Going strictly by that message alone, your Pi-hole wasn't aware of any upstream DNS server to forward a query to at that time.
Did you perhaps test or switch to different upstream DNS servers for your Pi-hole at that time?
If that's not the case:
That observation - along with REFUSED log entries - would suggest that a client has exceeded Pi-hole's rate limit.
If a client would be expected to exceed the default 1,000 queries per minute, you may adjust that rate limit via pihole-FTL.conf.
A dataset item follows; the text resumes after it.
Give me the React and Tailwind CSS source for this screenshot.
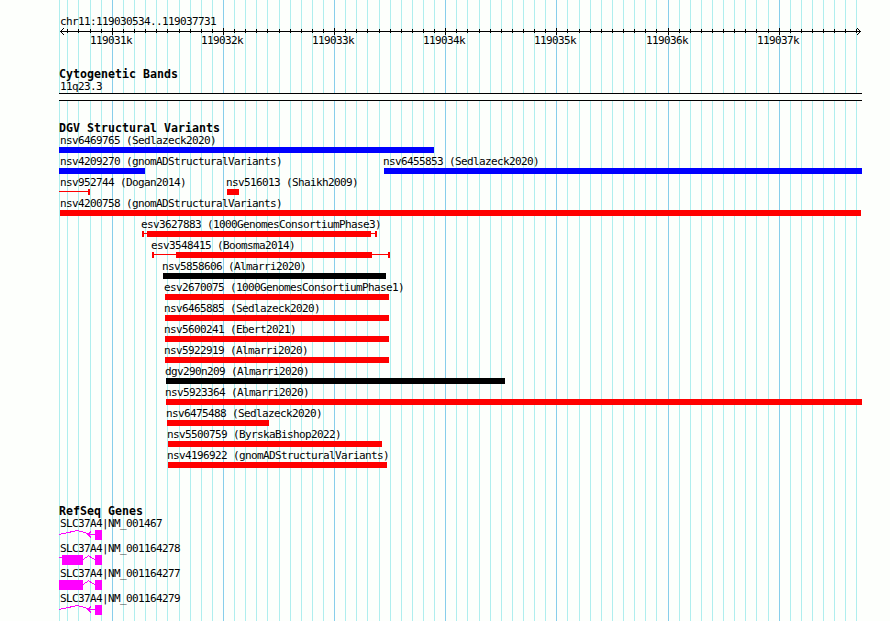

This would often be the case if a router had been configured to use Pi-hole as its upstream DNS server (as opposed to distributing it as local DNS server via DHCP). A debug log shows only a fraction of Pi-hole's log, but almost all contained queries originate from a .70 address.
Would that be a router?
However, you should then also see a corresponding RATE_LIMIT message in Pi-hole's diagnosis view - and your debug log doesn't include such a message. ![]()
Yet your debug log shows some database related errors about missing tables in Pi-hole's gravity database.
This may be a bit of a far call (as the error messages involved do not match), but since you are dealing with a fresh install, you may unintentionally have corrupted your database by running pihole -g -r - see Error: no such table: main.gravity - Pi-hole v. 5.6 - #2 by DL6ER.
And likely unrelated to your problem, note that your other DHCP server distributes another .14 IP address besides your Pi-hole's .26.